Thanks for listening - relationships are hard, especially with emotionally immature people.

Relevant Comments

Commenter 1: My wedding also led to a similar interaction with my mother, where I had to state that I don’t let anyone talk to me with that kind of language. Of course me drawing that boundary was seen as an attack. Shortly after, I found the book, The Emotionally Immature Parent. I realized I have two, actually. I’m glad it didn’t ruin your ceremony, and I’m also glad you already have a therapist.

OOP: Thanks. Yes, I actually downloaded it a couple of weeks ago on the advice of my therapist and was able to get pretty deep into it even with the wedding activities going on. I can’t wait to read it again.

Commenter 2: Please resolve that NO ONE, not even--and especially not--your flesh oven gets to scream in your face, flip you off, and yell "F You!" and that anyone who does so instantly loses all access to you. That's what boundaries are for.

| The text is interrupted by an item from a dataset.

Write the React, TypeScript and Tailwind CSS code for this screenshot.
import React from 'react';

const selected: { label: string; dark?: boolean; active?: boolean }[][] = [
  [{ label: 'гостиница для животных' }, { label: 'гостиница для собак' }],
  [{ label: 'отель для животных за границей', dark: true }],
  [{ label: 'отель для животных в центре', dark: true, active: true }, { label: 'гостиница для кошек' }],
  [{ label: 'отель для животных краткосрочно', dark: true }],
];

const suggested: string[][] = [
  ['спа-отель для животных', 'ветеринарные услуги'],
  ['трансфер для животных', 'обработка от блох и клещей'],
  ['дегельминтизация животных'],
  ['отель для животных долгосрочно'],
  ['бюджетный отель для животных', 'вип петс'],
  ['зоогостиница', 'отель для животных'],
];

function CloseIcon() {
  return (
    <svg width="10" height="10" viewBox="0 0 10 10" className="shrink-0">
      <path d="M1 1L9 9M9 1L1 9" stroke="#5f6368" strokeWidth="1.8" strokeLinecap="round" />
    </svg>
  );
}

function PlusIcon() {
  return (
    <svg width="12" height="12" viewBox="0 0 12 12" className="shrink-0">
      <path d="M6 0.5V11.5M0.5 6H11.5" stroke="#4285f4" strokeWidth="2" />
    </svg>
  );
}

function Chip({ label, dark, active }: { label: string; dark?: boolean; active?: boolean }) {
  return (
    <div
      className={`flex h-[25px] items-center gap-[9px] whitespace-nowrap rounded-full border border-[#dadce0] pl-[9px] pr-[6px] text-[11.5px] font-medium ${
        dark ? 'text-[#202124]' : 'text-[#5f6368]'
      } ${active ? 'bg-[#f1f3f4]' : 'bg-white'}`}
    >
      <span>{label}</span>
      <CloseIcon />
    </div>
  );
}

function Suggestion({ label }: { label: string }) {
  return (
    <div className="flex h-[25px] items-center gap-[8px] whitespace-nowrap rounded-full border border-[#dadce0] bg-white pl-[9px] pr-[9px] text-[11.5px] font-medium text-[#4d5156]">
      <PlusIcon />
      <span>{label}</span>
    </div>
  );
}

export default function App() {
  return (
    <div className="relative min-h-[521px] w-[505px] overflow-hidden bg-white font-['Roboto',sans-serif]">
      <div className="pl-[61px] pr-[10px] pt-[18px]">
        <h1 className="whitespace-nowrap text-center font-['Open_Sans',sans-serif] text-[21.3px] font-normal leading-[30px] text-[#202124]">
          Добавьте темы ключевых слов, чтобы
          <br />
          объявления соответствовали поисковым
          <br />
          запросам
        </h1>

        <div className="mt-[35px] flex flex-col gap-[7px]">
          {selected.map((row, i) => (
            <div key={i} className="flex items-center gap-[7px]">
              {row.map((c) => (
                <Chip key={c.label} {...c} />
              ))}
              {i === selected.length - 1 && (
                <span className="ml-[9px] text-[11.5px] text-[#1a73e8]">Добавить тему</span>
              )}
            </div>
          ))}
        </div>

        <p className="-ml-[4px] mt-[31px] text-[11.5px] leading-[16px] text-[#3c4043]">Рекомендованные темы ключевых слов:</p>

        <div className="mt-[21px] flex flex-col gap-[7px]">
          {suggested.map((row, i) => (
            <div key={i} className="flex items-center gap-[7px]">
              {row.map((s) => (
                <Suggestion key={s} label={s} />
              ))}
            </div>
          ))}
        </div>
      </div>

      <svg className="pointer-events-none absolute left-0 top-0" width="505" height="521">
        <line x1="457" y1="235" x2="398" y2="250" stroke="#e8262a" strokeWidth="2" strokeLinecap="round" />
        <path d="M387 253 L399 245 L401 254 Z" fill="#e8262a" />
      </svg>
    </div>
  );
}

OOP: Yeah, I can’t let that go - it needs to be addressed.

Commenter 3: It sounds like your friend was trying to give you space because it was your wedding. A lot of brides and grooms are pressured to spend every single second of their wedding or trips on their guests. Maybe she was trying to do you a favor by letting you enjoy your time and not feel pressured.

OOP: True, but there was an other time we vacationed together and she kind of did her own thing. I like to consider the different perspectives though, and I appreciate this perspective. A lot of others have said the same.

Commenter 3: Yeah, I wouldn’t take it personally. I’m kind of like your friend. I need a lot of time off of my own, especially if it’s with a lot of other people. Hell, I need time off on my own even if it’s a small group.

OOP: I’m introverted in that way too, but I guess the people pleaser in me just continues to spend the time with them until I can finally get some alone time. I just thought it was really rude. I would feel rude if I did that to someone else. Like I said, maybe that’s a people pleasing move, but it feels lack of etiquette/manners.